» Exercise prompt
Output the material exactly, but drop every image it holds.

» Information supplied
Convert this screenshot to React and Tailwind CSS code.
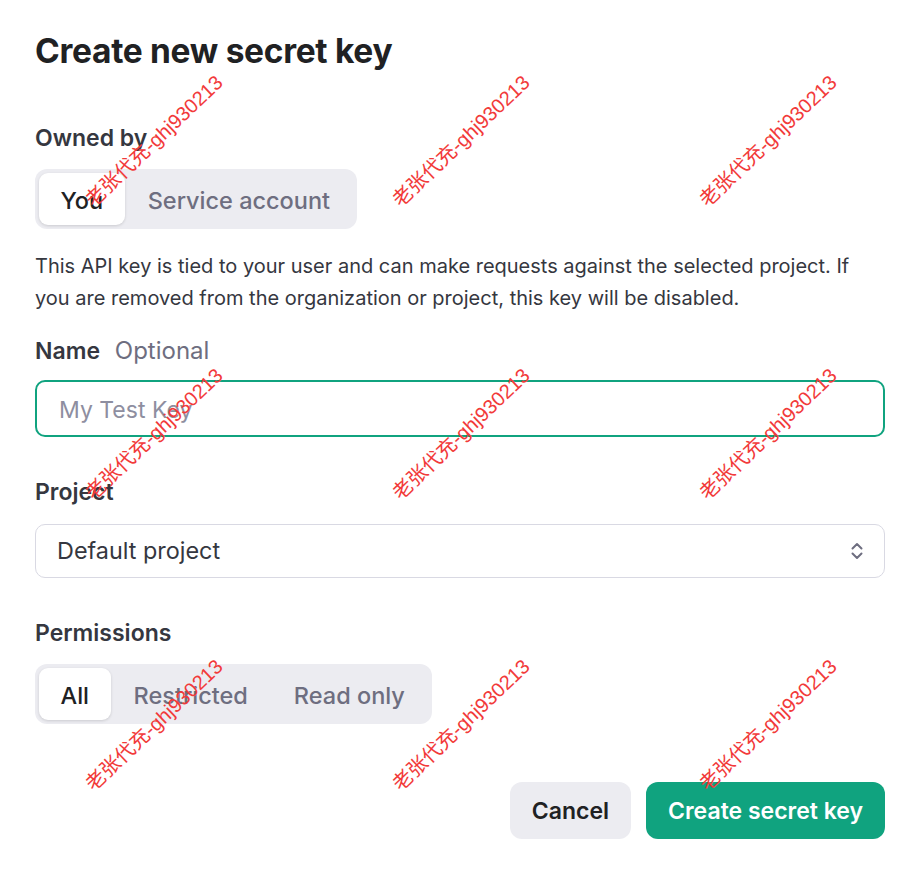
import React from 'react';

const marks = [
  'left-[154px] top-[141px]',
  'left-[461px] top-[141px]',
  'left-[768px] top-[141px]',
  'left-[154px] top-[434px]',
  'left-[461px] top-[434px]',
  'left-[768px] top-[434px]',
  'left-[154px] top-[725px]',
  'left-[461px] top-[725px]',
  'left-[768px] top-[725px]',
];

const Segmented = ({ options, active }) => (
  <div className="inline-flex h-[60px] p-[4px] rounded-[12px] bg-[#ececf1]">
    {options.map((opt) => (
      <div
        key={opt}
        className={
          opt === active
            ? 'flex items-center px-[21.5px] rounded-[9px] bg-white text-[#202123] shadow-[0_1px_3px_rgba(0,0,0,0.14)]'
            : 'flex items-center px-[23px] text-[#6e6e80]'
        }
      >
        <span className="pt-[3px] text-[23.5px] font-medium leading-none">{opt}</span>
      </div>
    ))}
  </div>
);

const Label = ({ children, className = '' }) => (
  <div className={`text-[23px] font-semibold leading-[30px] text-[#353740] ${className}`}>{children}</div>
);

export default function App() {
  return (
    <div className="relative w-[922px] h-[872px] overflow-hidden bg-white font-['Inter',sans-serif]">
      <div className="w-[850px] ml-[35px] pt-[31px] flex flex-col">
        <h1 className="text-[33.5px] font-bold leading-[40px] tracking-[-0.3px] text-[#202123]">Create new secret key</h1>

        <Label className="mt-[52px]">Owned by</Label>
        <div className="mt-[16px]">
          <Segmented options={['You', 'Service account']} active="You" />
        </div>

        <p className="mt-[21px] text-[20px] leading-[32px] text-[#353740]">
          This API key is tied to your user and can make requests against the selected project. If you are removed from the organization or project, this key will be disabled.
        </p>

        <Label className="mt-[22px]">
          Name <span className="ml-[9px] text-[24px] font-normal text-[#6e6e80]">Optional</span>
        </Label>
        <div className="mt-[14px] h-[57px] rounded-[10px] border-2 border-[#10a37f] px-[22px] pt-[3px] flex items-center">
          <span className="text-[23px] text-[#8e8ea0]">My Test Key</span>
        </div>

        <Label className="mt-[40px]">Project</Label>
        <div className="mt-[17px] h-[54px] rounded-[10px] border-[1.5px] border-[#d9d9e3] pl-[21px] pr-[20px] flex items-center justify-between">
          <span className="text-[23.4px] text-[#353740]">Default project</span>
          <svg width="14" height="20" viewBox="0 0 14 20" fill="none" stroke="#6e6e80" strokeWidth="2" strokeLinecap="round" strokeLinejoin="round">
            <path d="M2.5 7.5 7 3l4.5 4.5" />
            <path d="M2.5 12.5 7 17l4.5-4.5" />
          </svg>
        </div>

        <Label className="mt-[40px]">Permissions</Label>
        <div className="mt-[16px]">
          <Segmented options={['All', 'Restricted', 'Read only']} active="All" />
        </div>

        <div className="mt-[58px] flex justify-end gap-[15px]">
          <button className="h-[57px] px-[22px] pt-[2px] rounded-[12px] bg-[#ececf1] text-[23px] font-semibold text-[#202123]">Cancel</button>
          <button className="h-[57px] px-[22px] pt-[2px] rounded-[12px] bg-[#10a37f] text-[23px] font-semibold text-white">Create secret key</button>
        </div>
      </div>

      {marks.map((pos) => (
        <div
          key={pos}
          className={`pointer-events-none absolute ${pos} -translate-x-1/2 -translate-y-1/2 rotate-[-43.5deg] whitespace-nowrap text-[20px] leading-none text-[#f23a3a] font-['Liberation_Sans','Noto_Sans_CJK_SC',sans-serif]`}
        >
          老张代充-ghj930213
        </div>
      ))}
    </div>
  );
}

» Task result
Convert this screenshot to React and Tailwind CSS code.
import React from 'react';

const marks = [
  'left-[154px] top-[141px]',
  'left-[461px] top-[141px]',
  'left-[768px] top-[141px]',
  'left-[154px] top-[434px]',
  'left-[461px] top-[434px]',
  'left-[768px] top-[434px]',
  'left-[154px] top-[725px]',
  'left-[461px] top-[725px]',
  'left-[768px] top-[725px]',
];

const Segmented = ({ options, active }) => (
  <div className="inline-flex h-[60px] p-[4px] rounded-[12px] bg-[#ececf1]">
    {options.map((opt) => (
      <div
        key={opt}
        className={
          opt === active
            ? 'flex items-center px-[21.5px] rounded-[9px] bg-white text-[#202123] shadow-[0_1px_3px_rgba(0,0,0,0.14)]'
            : 'flex items-center px-[23px] text-[#6e6e80]'
        }
      >
        <span className="pt-[3px] text-[23.5px] font-medium leading-none">{opt}</span>
      </div>
    ))}
  </div>
);

const Label = ({ children, className = '' }) => (
  <div className={`text-[23px] font-semibold leading-[30px] text-[#353740] ${className}`}>{children}</div>
);

export default function App() {
  return (
    <div className="relative w-[922px] h-[872px] overflow-hidden bg-white font-['Inter',sans-serif]">
      <div className="w-[850px] ml-[35px] pt-[31px] flex flex-col">
        <h1 className="text-[33.5px] font-bold leading-[40px] tracking-[-0.3px] text-[#202123]">Create new secret key</h1>

        <Label className="mt-[52px]">Owned by</Label>
        <div className="mt-[16px]">
          <Segmented options={['You', 'Service account']} active="You" />
        </div>

        <p className="mt-[21px] text-[20px] leading-[32px] text-[#353740]">
          This API key is tied to your user and can make requests against the selected project. If you are removed from the organization or project, this key will be disabled.
        </p>

        <Label className="mt-[22px]">
          Name <span className="ml-[9px] text-[24px] font-normal text-[#6e6e80]">Optional</span>
        </Label>
        <div className="mt-[14px] h-[57px] rounded-[10px] border-2 border-[#10a37f] px-[22px] pt-[3px] flex items-center">
          <span className="text-[23px] text-[#8e8ea0]">My Test Key</span>
        </div>

        <Label className="mt-[40px]">Project</Label>
        <div className="mt-[17px] h-[54px] rounded-[10px] border-[1.5px] border-[#d9d9e3] pl-[21px] pr-[20px] flex items-center justify-between">
          <span className="text-[23.4px] text-[#353740]">Default project</span>
          <svg width="14" height="20" viewBox="0 0 14 20" fill="none" stroke="#6e6e80" strokeWidth="2" strokeLinecap="round" strokeLinejoin="round">
            <path d="M2.5 7.5 7 3l4.5 4.5" />
            <path d="M2.5 12.5 7 17l4.5-4.5" />
          </svg>
        </div>

        <Label className="mt-[40px]">Permissions</Label>
        <div className="mt-[16px]">
          <Segmented options={['All', 'Restricted', 'Read only']} active="All" />
        </div>

        <div className="mt-[58px] flex justify-end gap-[15px]">
          <button className="h-[57px] px-[22px] pt-[2px] rounded-[12px] bg-[#ececf1] text-[23px] font-semibold text-[#202123]">Cancel</button>
          <button className="h-[57px] px-[22px] pt-[2px] rounded-[12px] bg-[#10a37f] text-[23px] font-semibold text-white">Create secret key</button>
        </div>
      </div>

      {marks.map((pos) => (
        <div
          key={pos}
          className={`pointer-events-none absolute ${pos} -translate-x-1/2 -translate-y-1/2 rotate-[-43.5deg] whitespace-nowrap text-[20px] leading-none text-[#f23a3a] font-['Liberation_Sans','Noto_Sans_CJK_SC',sans-serif]`}
        >
          老张代充-ghj930213
        </div>
      ))}
    </div>
  );
}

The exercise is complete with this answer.